# NJ haunters - Halloween display to keep up or take down



## uncledeathy (Jun 23, 2009)

Hey guys just posting a question. If you are a haunter or have a Halloween display. Gov Christie postponed Halloween trick or treating until Nov 4Th.
Would you keep your haunt/display up? Or would you take it down.

Just want to see what our fellow NJ haunters are doing


----------



## Haunted Spider (Sep 6, 2010)

I am in Ohio. Our trick or treat was also postponed until Nov 4th. I am leaving mine up. I will start to take it down that night and throughout that week.


----------



## niblique71 (Dec 2, 2009)

Mine is up in it's full glory. managed to find 2 Extra Generators for 5 hours Monday night.. Doing Load Testing tonight to evenly distribute the power needs.

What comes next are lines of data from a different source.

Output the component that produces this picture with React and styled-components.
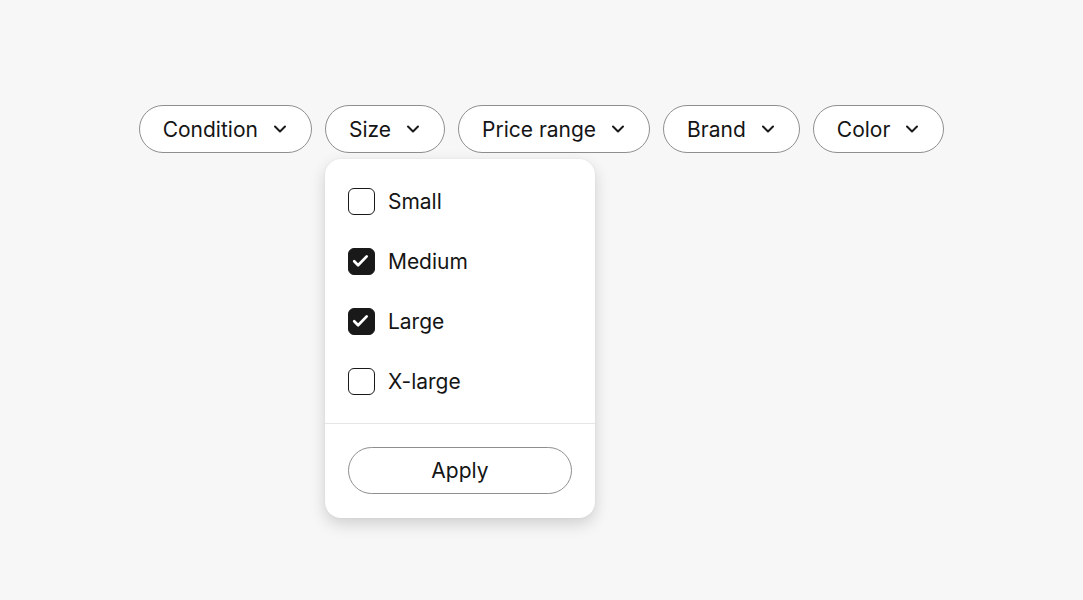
import styled, { createGlobalStyle } from "styled-components";
import { useState } from "react";

const GlobalStyle = createGlobalStyle`
    html, body {
        margin: 0;
        background: #f7f7f7;
        font-family: Inter, "Noto Sans", sans-serif;
        color: #191919;
    }
`

const filters = ["Condition", "Size", "Price range", "Brand", "Color"]
const sizes = [
    { label: "Small", checked: false },
    { label: "Medium", checked: true },
    { label: "Large", checked: true },
    { label: "X-large", checked: false },
]

const Chevron = () => (
    <svg width="14" height="14" viewBox="0 0 14 14" fill="none">
        <path d="M2 4.5l5 5 5-5" stroke="#191919" strokeWidth="2" strokeLinecap="round" strokeLinejoin="round" />
    </svg>
)

const Check = () => (
    <svg width="24" height="24" viewBox="0 0 24 24" fill="none">
        <path d="M5.2 12.3l3.9 3.9 8.6-8.8" stroke="#fff" strokeWidth="2.7" strokeLinecap="round" strokeLinejoin="round" />
    </svg>
)

const App = () => {
    const [checked, setChecked] = useState(sizes.map(s => s.checked))
    const toggle = (i) => setChecked(c => c.map((v, j) => (j === i ? !v : v)))

    return <Page>
        <GlobalStyle />
        <FilterBar>
            {filters.map(name => (
                <FilterItem key={name}>
                    <Pill>
                        {name}
                        <Chevron />
                    </Pill>
                    {name === "Size" && <Dropdown>
                        <Options>
                            {sizes.map((s, i) => (
                                <Option key={s.label} onClick={() => toggle(i)}>
                                    <Box $checked={checked[i]}>{checked[i] && <Check />}</Box>
                                    {s.label}
                                </Option>
                            ))}
                        </Options>
                        <Footer>
                            <ApplyButton>Apply</ApplyButton>
                        </Footer>
                    </Dropdown>}
                </FilterItem>
            ))}
        </FilterBar>
    </Page>
}

const Page = styled.div`
    width: 1083px;
    height: 600px;
    padding-top: 105px;
    box-sizing: border-box;
`
const FilterBar = styled.div`
    display: flex;
    justify-content: center;
    gap: 13px;
`
const FilterItem = styled.div`
    position: relative;
`
const Pill = styled.button`
    display: flex;
    align-items: center;
    gap: 15px;
    height: 48px;
    padding: 0 24px 0 23px;
    border: 1px solid #8f8f8f;
    border-radius: 24px;
    background: #fff;
    font-family: inherit;
    font-size: 21px;
    color: #151515;
    cursor: pointer;
`
const Dropdown = styled.div`
    position: absolute;
    top: 54px;
    left: 0;
    width: 270px;
    background: #fff;
    border-radius: 16px;
    box-shadow: 0 6px 16px rgba(0, 0, 0, 0.16), 0 0 3px rgba(0, 0, 0, 0.05);
    z-index: 2;
`
const Options = styled.div`
    padding: 12px 23px;
    border-bottom: 1px solid #e5e5e5;
`
const Option = styled.label`
    display: flex;
    align-items: center;
    gap: 13px;
    height: 60px;
    font-size: 21px;
    color: #151515;
    cursor: pointer;
`
const Box = styled.span`
    display: flex;
    align-items: center;
    justify-content: center;
    width: 27px;
    height: 27px;
    box-sizing: border-box;
    border-radius: 6px;
    border: 1.5px solid #191919;
    background: ${p => (p.$checked ? "#191919" : "#fff")};
`
const Footer = styled.div`
    padding: 23px 23px 24px;
`
const ApplyButton = styled.button`
    width: 100%;
    height: 47px;
    border: 1px solid #8f8f8f;
    border-radius: 24px;
    background: #fff;
    font-family: inherit;
    font-size: 21px;
    color: #151515;
    cursor: pointer;
`

export default App;
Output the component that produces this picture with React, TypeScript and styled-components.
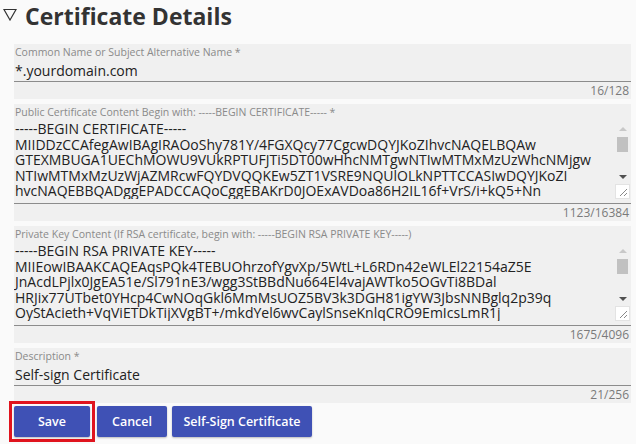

Probably will have 25% attendance but that will still be Cool with me.

We NJ Haunters need a Break.... this is the 3rd year out of 5 that we have had devastating Halloween weather.


----------



## studiokraft (Feb 7, 2012)

We planned on setting up on Halloween Day, so we have just postponed setup until Monday morning. We don't leave the display up, paranoid I guess.


----------



## Joiseygal (Sep 3, 2008)

My haunt was able to make it through the storm without too much damage. My town is having Halloween on Saturday, November 3rd. Unfortunately I still do not have electric, so I will be having a flash light haunt instead. I have so many cool props to show off that needs electric, but I guess I will have to wait to show them off for next year. Let the haunt go on until than!


----------



## scarrycher (May 30, 2012)

I'm sorry for all you guys who had sandy blow thru...I'm in Texas and I still have mine up and I had more kids come thru tonight.


----------



## Copchick (Apr 10, 2012)

It's alot of work for you all who have been hit so much harder than some of us. Perhaps seeing a piece of normalcy will help the kids and people who just want to have something else to look at besides damage. Ours was postponed until the 3rd. I was thinking about putting away what I had taken down, but I'm going to put things back out. Because I am "that house" for halloween.


----------



## Vlad (Aug 2, 2005)

Take it down??? lol, I was working on it during the storm!


----------



## hauntedyardofdoom (Nov 6, 2008)

If it had made it through the storm, I would have left it up. But as it was ripped apart by Sandy, it's already put away. I wish I could do something for the TOTs but there's just not enough time


----------



## Vlad (Aug 2, 2005)

Joiseygal and I are lucky in that we have walk through haunts. Each built like brick um, you know........ If I had had an unprotected display up I would have taken it down as well. the damage here is incredible with crushed cars and houses, most of the town still without power, and no gas available at all. My castle took at least half a dozen hits from big limbs with zero damage, even the winds only tore loose a few scene setters.


----------



## uncledeathy (Jun 23, 2009)

I am glad people are leaving it up. I had taken it down before the storm. Then put it back up Halloween just in case trick or treaters would show up.
No lie had a family come to the house in total darkness trick or treating!
Maybe it was more like "You can't stop me sandy"! MUUAHAHAHA!
It is up and it feels weird. Most people near me have left there Halloween decor up. So my display stands tall! lol! All NJ haunters i feel for you.
Down here in Lawrenceville power is back up. My pop lives in Elizabeth and still has no power. Trying to get him to come down put to no avail. Trick and treating was for Saturday but the Gov made a bill that it shall be on Monday I will miss it so my wife will have to handle the job. Most counties seem to be following it but not all. Happy Halloween?


----------



## NoahFentz (May 13, 2007)

Most of my haunt is in the basement. I normally keep it up till the second weekend of November(the outside) The inside I never take down. The town is having trick or treat on Monday. We shall see who shows up. I was open on Halloween but it was a bust....


----------



## The_Caretaker (Mar 6, 2007)

I tear down mine halloween night


----------